A brief history of the rise of the online gambling industry in the Philippines
The history of POGOs can be traced directly to an executive order which President Rodrigo Duterte’s Executive signed in 2016. This document gave the Philippine Amusement and Gaming Corporation (PAGCOR) the authority to regulate the operations of POGOs in the country. These entities are defined by the government as (1) Philippine based companies, (2) which operate online gambling and gaming platforms (3) catering to foreigners.
The rapid rise of Philippine Offshore Gaming Operators (POGOs)
Within just three short years, online gambling has already grown to be a $6 billion (₱300 billion) industry as of 2018 — making it one of the country’s fastest growing sectors. For comparison, it took almost 20 years for the Information Technology Business Process Outsourcing (IT BPO) industry to become the $30 billion (₱1.5 trillion) sector that it is today.
The rapid growth of POGOs has created a large demand for office spaces within the Metro to house the more than 250,000 employees working for the 57 online gaming operators in the Philippines. In fact, a research conducted by the Lobien Realty Group showed that POGOs account for almost 30% of the demand for new office spaces in the National Capital Region. This figure puts the industry at second place, just behind the IT BPO sector. Moving forward, industry experts predicted that POGOs would eventually catch up with and overtake BPOs to become the largest source of office space demand.
The effect of POGOs are not limited to the office space segment of the real estate market either. In fact, evidence suggests that the impact of the industry also trickles down to the residential markets — leading to higher (1) occupancy rates, (2) rental prices, and (3) asset values in the residential properties within the vicinity of POGO hubs.

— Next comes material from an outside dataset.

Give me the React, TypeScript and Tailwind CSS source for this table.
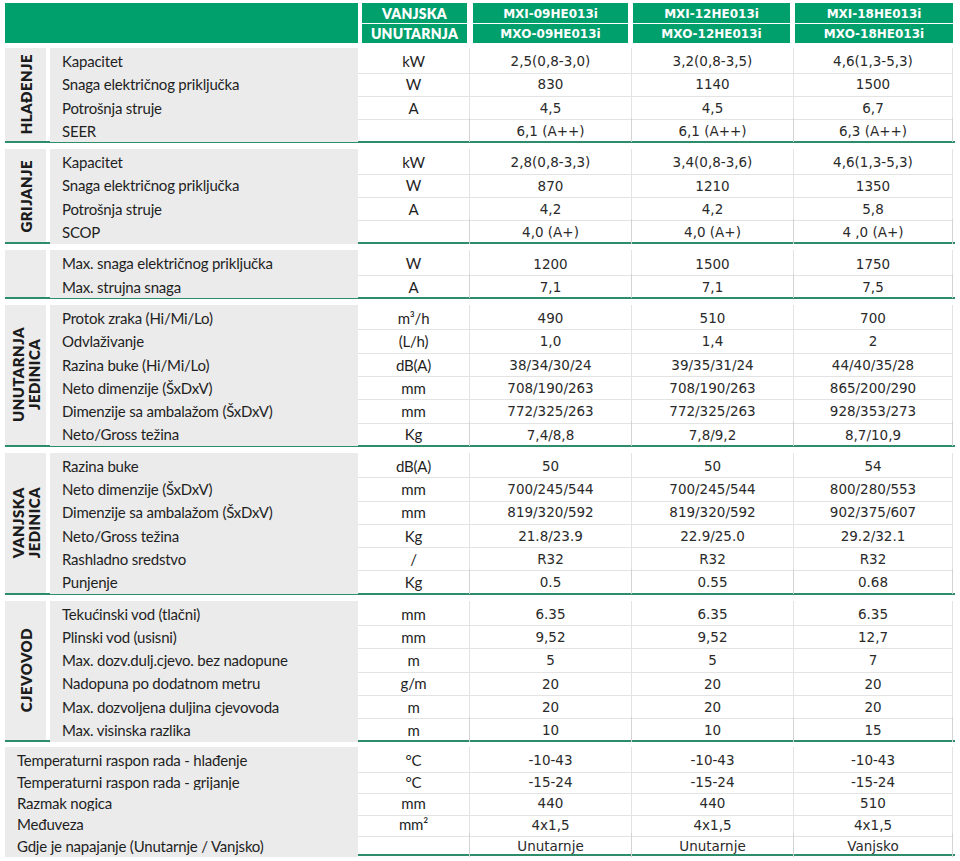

(For more information about the effect of POGOs on the Philippine real estate industry, read PropertyAccess’ article entitled POGO: A Major Driver of the PH Real Estate Market)

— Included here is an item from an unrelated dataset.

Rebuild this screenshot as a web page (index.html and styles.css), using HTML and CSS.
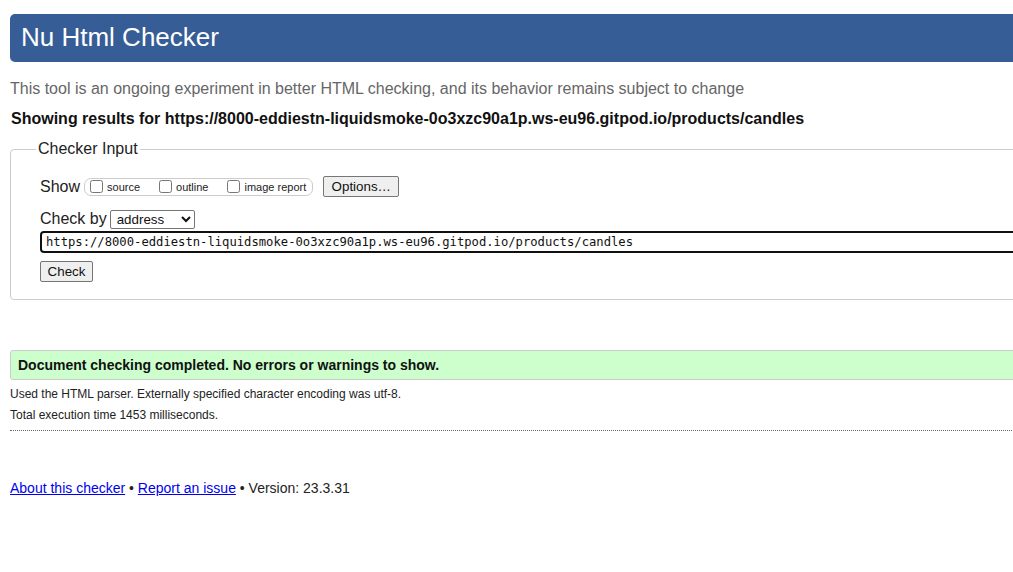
FILE: index.html
```html
<!DOCTYPE html>
<html lang="en">
<head>
<meta charset="utf-8">
<title>Showing results for https://8000-eddiestn-liquidsmoke-0o3xzc90a1p.ws-eu96.gitpod.io/products/candles - Nu Html Checker</title>
<link rel="stylesheet" href="styles.css">
</head>
<body>
<div class="page">
  <h1 class="banner">Nu Html Checker</h1>
  <p class="intro">This tool is an ongoing experiment in better HTML checking, and its behavior remains subject to change</p>
  <p class="showing">Showing results for https://8000-eddiestn-liquidsmoke-0o3xzc90a1p.ws-eu96.gitpod.io/products/candles</p>

  <fieldset class="checker">
    <legend class="checker-legend">Checker Input</legend>
    <div class="row row-show">
      <span class="row-label">Show</span>
      <div class="show-group">
        <label class="opt"><input type="checkbox" class="cb">source</label>
        <label class="opt"><input type="checkbox" class="cb">outline</label>
        <label class="opt"><input type="checkbox" class="cb">image report</label>
      </div>
      <button type="button" class="btn btn-options">Options…</button>
    </div>
    <div class="row row-by">
      <span class="row-label label-by">Check by</span>
      <select class="by-select">
        <option>address</option>
        <option>file upload</option>
        <option>text input</option>
      </select>
    </div>
    <div class="row row-url">
      <input type="url" class="url-input" value="https://8000-eddiestn-liquidsmoke-0o3xzc90a1p.ws-eu96.gitpod.io/products/candles">
    </div>
    <div class="row row-submit">
      <button type="button" class="btn btn-check">Check</button>
    </div>
  </fieldset>

  <p class="success">Document checking completed. No errors or warnings to show.</p>
  <p class="details">Used the HTML parser. Externally specified character encoding was utf-8.</p>
  <p class="details details-time">Total execution time 1453 milliseconds.</p>
  <hr class="sep">

  <p class="footer"><a href="#about">About this checker</a> • <a href="#issue">Report an issue</a> • Version: 23.3.31</p>
</div>
</body>
</html>
```

FILE: styles.css
```css
html, body {
  margin: 0;
  padding: 0;
  overflow: hidden;
  background: #ffffff;
}

body {
  font-family: "Liberation Sans", Arial, sans-serif;
  color: #222;
}

.page {
  width: 1090px;
  padding: 14px 0 0 10px;
}

.banner {
  margin: 0;
  height: 48px;
  line-height: 46px;
  padding-left: 11px;
  background: #365d95;
  color: #fff;
  font-size: 26px;
  font-weight: normal;
  border-radius: 5px;
}

.intro {
  margin: 18px 0 0;
  font-size: 16px;
  line-height: 18px;
  color: #666;
}

.showing {
  margin: 12px 0 0 1px;
  font-size: 16px;
  line-height: 18px;
  font-weight: bold;
  color: #111;
}

.checker {
  margin: 12px 0 0;
  padding: 0 0 17px 29px;
  border: 1px solid #ccc;
  border-radius: 4px;
  min-width: 0;
}

.checker-legend {
  margin-left: -4px;
  padding: 0 2px;
  font-size: 16px;
  line-height: 18px;
  color: #222;
}

.row {
  display: flex;
  align-items: center;
}

.row-label {
  font-size: 16px;
  line-height: 18px;
}

.row-show {
  margin-top: 18px;
  height: 21px;
}

.show-group {
  display: flex;
  align-items: center;
  height: 16px;
  margin-left: 4px;
  padding: 0 6px 0 5px;
  border: 1px solid #ccc;
  border-radius: 7px;
  font-size: 11px;
}

.opt {
  display: flex;
  align-items: center;
  margin-left: 19px;
}

.opt:first-child {
  margin-left: 0;
}

.cb {
  width: 13px;
  height: 13px;
  margin: 0 4px 0 0;
}

.btn {
  font-family: "Liberation Sans", Arial, sans-serif;
  font-size: 13.33px;
  color: #111;
  background: #efefef;
  border: 1px solid #767676;
  border-radius: 2px;
  padding: 0 6px;
  height: 21px;
}

.btn-options {
  margin-left: 10px;
  width: 76px;
}

.row-by {
  margin-top: 12px;
  height: 20px;
}

.label-by {
  margin-right: 3px;
}

.by-select {
  width: 85px;
  height: 19px;
  font-family: "Liberation Sans", Arial, sans-serif;
  font-size: 13.33px;
  color: #111;
  border: 1px solid #767676;
  border-radius: 2px;
  background: #fff;
  padding: 0 0 0 2px;
}

.row-url {
  margin-top: 2px;
}

.url-input {
  box-sizing: border-box;
  width: 100%;
  height: 22px;
  padding: 0 0 0 4px;
  border: 2px solid #101010;
  border-radius: 4px;
  font-family: "DejaVu Sans Mono", "Liberation Mono", monospace;
  font-size: 12.2px;
  color: #111;
  outline: none;
}

.row-submit {
  margin-top: 8px;
}

.btn-check {
  width: 53px;
}

.success {
  margin: 50px 0 0;
  padding: 6px 7px;
  font-size: 14px;
  line-height: 16px;
  font-weight: bold;
  color: #111;
  background: #ccffcc;
  border: 1px solid #ccc;
  border-radius: 3px;
}

.details {
  margin: 7px 0 0;
  font-size: 12px;
  line-height: 14px;
  color: #222;
}

.details-time {
  margin-top: 7px;
}

.sep {
  margin: 8px 0 0;
  border: 0;
  border-top: 1px dotted #666;
  height: 0;
}

.footer {
  margin: 49px 0 0;
  font-size: 14px;
  line-height: 16px;
  color: #222;
}

.footer a {
  color: #0000ee;
  text-decoration: underline;
}
```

Essentially, the rapid growth of POGOs served as a catalyst for the Philippine real estate industry. As such, major property developers in the country — such as Megaworld (MEG), SM Prime Holdings (SMPH), and Double Dragon (DD) — have invested large sums in order to ride on the wave. Unfortunately for these countries, it seems like the wave is coming to an abrupt stop.
China’s recent crackdown on online gambling
China does not want its citizens to be involved in gambling. In fact, the country’s government has even gone as far as banning casinos altogether in the mainland. In order to work around this ban, Chinese companies have begun setting up online gaming platforms situated in South East Asian countries such as the Philippines. Through these online platforms, citizens in mainland China would be able to satisfy their desire to gamble without leaving their country.

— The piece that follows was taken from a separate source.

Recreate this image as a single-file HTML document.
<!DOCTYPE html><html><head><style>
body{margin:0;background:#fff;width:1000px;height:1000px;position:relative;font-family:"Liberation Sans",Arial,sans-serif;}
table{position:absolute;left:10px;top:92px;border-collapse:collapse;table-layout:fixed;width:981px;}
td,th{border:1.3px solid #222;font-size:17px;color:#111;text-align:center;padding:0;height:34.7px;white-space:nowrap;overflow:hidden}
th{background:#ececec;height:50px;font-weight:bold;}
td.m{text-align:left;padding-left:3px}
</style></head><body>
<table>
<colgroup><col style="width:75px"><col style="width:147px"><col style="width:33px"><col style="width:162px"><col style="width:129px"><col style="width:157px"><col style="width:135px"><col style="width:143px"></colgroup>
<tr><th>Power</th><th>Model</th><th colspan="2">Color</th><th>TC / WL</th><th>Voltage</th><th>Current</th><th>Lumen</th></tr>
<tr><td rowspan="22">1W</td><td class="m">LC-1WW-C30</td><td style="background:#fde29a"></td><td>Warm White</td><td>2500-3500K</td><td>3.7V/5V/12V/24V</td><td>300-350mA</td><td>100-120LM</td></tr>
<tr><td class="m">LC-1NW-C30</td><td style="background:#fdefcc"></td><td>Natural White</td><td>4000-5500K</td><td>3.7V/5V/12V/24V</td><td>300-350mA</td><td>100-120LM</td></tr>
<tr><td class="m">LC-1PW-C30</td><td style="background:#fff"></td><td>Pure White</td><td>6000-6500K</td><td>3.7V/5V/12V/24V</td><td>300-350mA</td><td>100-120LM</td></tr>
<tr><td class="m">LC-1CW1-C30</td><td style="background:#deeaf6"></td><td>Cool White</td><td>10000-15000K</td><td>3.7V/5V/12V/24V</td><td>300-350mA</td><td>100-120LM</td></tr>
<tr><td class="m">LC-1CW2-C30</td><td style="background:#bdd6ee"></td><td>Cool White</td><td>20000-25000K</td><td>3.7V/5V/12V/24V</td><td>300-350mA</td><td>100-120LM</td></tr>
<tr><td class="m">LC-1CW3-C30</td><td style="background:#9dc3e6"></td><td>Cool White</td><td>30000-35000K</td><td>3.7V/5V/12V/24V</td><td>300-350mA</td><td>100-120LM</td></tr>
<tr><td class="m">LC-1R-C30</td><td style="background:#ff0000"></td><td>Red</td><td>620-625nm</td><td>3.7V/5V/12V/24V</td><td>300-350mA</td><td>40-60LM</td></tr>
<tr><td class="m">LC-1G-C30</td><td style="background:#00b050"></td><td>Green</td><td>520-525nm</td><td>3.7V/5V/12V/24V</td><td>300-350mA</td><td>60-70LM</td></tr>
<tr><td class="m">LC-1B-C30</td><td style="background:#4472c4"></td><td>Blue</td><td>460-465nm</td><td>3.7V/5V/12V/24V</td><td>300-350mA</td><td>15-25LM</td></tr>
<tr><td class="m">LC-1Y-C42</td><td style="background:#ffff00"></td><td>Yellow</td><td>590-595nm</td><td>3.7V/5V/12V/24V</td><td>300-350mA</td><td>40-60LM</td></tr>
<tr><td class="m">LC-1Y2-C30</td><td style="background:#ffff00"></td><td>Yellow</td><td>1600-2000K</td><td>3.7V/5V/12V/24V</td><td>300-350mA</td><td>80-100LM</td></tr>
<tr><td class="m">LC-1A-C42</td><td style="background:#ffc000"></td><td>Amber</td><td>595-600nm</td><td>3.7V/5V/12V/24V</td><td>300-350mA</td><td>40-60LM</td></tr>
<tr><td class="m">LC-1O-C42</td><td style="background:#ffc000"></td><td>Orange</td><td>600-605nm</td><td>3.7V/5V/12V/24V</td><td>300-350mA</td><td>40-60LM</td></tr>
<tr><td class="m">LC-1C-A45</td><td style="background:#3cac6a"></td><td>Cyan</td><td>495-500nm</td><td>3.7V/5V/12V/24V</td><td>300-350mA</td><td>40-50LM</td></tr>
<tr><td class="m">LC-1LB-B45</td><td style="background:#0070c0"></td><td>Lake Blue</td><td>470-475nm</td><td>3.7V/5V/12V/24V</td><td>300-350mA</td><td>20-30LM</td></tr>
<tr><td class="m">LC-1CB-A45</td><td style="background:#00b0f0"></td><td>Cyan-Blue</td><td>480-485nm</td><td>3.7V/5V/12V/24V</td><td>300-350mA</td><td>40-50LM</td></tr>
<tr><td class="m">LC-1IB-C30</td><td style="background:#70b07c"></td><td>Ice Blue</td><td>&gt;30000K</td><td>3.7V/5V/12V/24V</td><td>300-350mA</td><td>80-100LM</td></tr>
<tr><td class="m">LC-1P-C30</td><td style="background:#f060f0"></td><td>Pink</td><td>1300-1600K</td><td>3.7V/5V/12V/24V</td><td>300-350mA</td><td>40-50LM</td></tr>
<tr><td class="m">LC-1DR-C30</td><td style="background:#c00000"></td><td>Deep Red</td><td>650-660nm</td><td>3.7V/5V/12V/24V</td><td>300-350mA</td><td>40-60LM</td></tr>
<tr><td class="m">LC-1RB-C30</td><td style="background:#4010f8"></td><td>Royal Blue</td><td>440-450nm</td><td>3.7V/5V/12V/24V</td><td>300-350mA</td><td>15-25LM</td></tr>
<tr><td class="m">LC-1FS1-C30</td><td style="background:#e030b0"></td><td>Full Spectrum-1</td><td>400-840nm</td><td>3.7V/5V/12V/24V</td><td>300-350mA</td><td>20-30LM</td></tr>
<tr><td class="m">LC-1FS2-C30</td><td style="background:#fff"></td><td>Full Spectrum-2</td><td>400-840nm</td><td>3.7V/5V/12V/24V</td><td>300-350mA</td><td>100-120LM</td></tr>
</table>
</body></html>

The Chinese Government is not happy with this setup. As such, it is now asking the countries in the region to put a stop to offshore online gaming platforms.
Should individual real estate investors be worried?
With so much pressure coming from China, it does seem like the writing is on the wall for the Philippine online gambling industry. The question to ask now is this: should individual real estate investors be worried?
On one hand, the pullout of POGOs from the country would surely hurt the real estate industry temporarily through lower occupancy rates, rental prices, and asset values. The operative word, however, is the word “temporary”.
Yes, occupancy rates would decline in the short run. However, the rapidly growing Philippine economy would ensure that any vacancies left behind by POGOs would be filled up by other businesses in the coming years. Yes, asset prices might decline due to weaker demand in the short run. Opportunistic investors, however, can simply view this temporary price correction as an opportunity to acquire more property at a discounted price. Land and property in the Metro is a scarce resource and it will not be long before property prices appreciates along with the growth of the economy in the long run.